━━ Items

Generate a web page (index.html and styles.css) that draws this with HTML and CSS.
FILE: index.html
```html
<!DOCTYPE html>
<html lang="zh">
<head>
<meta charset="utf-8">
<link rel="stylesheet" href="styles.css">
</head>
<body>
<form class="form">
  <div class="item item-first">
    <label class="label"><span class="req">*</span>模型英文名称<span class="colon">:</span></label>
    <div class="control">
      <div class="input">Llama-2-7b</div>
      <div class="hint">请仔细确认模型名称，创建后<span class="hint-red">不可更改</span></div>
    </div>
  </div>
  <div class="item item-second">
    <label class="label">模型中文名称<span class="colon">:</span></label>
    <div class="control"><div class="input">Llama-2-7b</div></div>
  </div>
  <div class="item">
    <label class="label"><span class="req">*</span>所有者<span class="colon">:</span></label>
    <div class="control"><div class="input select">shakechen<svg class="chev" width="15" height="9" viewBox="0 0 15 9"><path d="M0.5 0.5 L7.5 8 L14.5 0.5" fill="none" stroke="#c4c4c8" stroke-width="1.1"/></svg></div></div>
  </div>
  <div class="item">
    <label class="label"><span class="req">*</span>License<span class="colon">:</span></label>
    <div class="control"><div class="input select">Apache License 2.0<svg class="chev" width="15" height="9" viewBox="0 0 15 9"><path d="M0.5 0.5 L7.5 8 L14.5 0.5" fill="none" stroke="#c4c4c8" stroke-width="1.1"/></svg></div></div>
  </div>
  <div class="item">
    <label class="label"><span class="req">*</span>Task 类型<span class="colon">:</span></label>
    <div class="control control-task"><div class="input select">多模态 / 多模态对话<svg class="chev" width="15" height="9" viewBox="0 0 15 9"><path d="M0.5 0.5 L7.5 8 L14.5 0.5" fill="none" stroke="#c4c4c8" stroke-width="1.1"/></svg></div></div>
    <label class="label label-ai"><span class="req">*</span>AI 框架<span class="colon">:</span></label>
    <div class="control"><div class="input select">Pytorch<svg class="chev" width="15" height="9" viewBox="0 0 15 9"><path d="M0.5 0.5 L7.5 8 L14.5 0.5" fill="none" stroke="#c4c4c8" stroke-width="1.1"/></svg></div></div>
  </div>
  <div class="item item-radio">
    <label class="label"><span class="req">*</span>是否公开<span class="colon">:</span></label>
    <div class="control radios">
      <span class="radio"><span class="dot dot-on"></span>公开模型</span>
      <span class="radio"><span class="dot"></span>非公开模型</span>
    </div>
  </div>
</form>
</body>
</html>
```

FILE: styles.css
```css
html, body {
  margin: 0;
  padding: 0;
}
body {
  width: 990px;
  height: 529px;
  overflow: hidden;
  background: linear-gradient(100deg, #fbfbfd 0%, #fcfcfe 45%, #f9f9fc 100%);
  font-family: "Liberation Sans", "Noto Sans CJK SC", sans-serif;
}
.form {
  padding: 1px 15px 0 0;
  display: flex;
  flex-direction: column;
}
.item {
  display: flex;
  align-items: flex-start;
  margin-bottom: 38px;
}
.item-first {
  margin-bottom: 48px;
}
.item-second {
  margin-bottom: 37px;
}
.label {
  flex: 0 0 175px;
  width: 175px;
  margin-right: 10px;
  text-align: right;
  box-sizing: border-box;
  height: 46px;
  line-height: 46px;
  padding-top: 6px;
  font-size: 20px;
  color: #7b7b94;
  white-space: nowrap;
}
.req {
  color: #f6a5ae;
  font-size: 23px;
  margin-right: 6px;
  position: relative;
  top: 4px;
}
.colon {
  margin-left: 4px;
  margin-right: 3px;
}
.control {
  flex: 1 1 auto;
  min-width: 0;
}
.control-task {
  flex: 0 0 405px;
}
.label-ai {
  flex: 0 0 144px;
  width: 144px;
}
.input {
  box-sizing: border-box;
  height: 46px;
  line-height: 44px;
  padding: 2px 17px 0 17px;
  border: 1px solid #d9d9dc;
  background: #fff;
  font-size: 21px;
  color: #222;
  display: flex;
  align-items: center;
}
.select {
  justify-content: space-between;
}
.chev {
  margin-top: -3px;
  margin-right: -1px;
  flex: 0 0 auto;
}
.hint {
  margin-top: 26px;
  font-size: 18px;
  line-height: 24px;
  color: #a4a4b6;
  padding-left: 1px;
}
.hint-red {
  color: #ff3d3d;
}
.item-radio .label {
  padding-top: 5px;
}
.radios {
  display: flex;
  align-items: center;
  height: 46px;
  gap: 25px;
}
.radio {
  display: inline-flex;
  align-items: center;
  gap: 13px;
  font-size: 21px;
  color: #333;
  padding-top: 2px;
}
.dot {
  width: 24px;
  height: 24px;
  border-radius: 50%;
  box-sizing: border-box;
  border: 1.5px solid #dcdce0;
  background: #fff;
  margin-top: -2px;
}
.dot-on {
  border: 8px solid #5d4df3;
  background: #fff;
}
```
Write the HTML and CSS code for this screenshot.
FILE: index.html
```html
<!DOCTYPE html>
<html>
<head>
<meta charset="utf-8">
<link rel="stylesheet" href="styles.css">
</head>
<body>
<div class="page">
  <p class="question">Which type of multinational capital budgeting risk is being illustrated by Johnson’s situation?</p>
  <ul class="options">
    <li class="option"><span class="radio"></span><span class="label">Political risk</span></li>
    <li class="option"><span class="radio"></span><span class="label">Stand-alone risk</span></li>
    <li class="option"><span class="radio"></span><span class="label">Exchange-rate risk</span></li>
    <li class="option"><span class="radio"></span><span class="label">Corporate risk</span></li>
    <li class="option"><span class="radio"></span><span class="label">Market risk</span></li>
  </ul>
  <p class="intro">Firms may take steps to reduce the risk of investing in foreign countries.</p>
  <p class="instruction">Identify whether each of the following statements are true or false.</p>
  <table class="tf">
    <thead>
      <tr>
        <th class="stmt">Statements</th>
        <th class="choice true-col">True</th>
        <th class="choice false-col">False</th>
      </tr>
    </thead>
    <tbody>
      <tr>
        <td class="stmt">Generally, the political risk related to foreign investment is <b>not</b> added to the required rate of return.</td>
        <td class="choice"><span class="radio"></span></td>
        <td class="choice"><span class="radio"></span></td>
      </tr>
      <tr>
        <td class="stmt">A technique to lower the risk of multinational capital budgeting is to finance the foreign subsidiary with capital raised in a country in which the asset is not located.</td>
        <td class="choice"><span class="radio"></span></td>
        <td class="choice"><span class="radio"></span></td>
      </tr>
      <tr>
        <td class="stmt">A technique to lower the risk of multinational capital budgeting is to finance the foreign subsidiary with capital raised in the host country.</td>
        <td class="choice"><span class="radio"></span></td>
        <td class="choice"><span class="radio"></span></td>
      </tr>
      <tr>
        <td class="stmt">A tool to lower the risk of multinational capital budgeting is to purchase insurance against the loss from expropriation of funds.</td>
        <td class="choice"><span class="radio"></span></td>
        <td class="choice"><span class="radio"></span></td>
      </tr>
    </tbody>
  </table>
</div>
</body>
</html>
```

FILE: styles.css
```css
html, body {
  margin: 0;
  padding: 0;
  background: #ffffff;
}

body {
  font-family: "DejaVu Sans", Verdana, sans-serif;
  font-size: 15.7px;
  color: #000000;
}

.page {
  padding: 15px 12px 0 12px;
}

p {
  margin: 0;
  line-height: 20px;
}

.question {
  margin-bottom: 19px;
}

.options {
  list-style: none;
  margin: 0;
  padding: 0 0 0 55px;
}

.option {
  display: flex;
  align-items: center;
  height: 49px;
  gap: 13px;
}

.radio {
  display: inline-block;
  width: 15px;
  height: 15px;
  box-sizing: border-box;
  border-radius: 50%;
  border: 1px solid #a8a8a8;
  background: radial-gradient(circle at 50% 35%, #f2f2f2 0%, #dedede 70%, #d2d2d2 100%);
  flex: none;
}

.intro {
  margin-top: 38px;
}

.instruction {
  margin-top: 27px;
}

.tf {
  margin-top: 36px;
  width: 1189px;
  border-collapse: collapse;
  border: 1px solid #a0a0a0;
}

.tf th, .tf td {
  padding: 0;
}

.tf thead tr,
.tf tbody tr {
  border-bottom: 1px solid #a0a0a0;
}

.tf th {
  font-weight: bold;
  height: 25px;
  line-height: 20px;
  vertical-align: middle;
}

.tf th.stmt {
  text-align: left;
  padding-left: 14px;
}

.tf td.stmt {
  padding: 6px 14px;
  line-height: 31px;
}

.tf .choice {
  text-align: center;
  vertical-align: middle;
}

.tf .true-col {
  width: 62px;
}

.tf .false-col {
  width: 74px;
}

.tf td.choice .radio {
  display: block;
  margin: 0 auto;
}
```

━━━━

Set exercise:
What is the number of lines in the listing above that contain the string "page"? Give only the number.

Answer to this problem:
3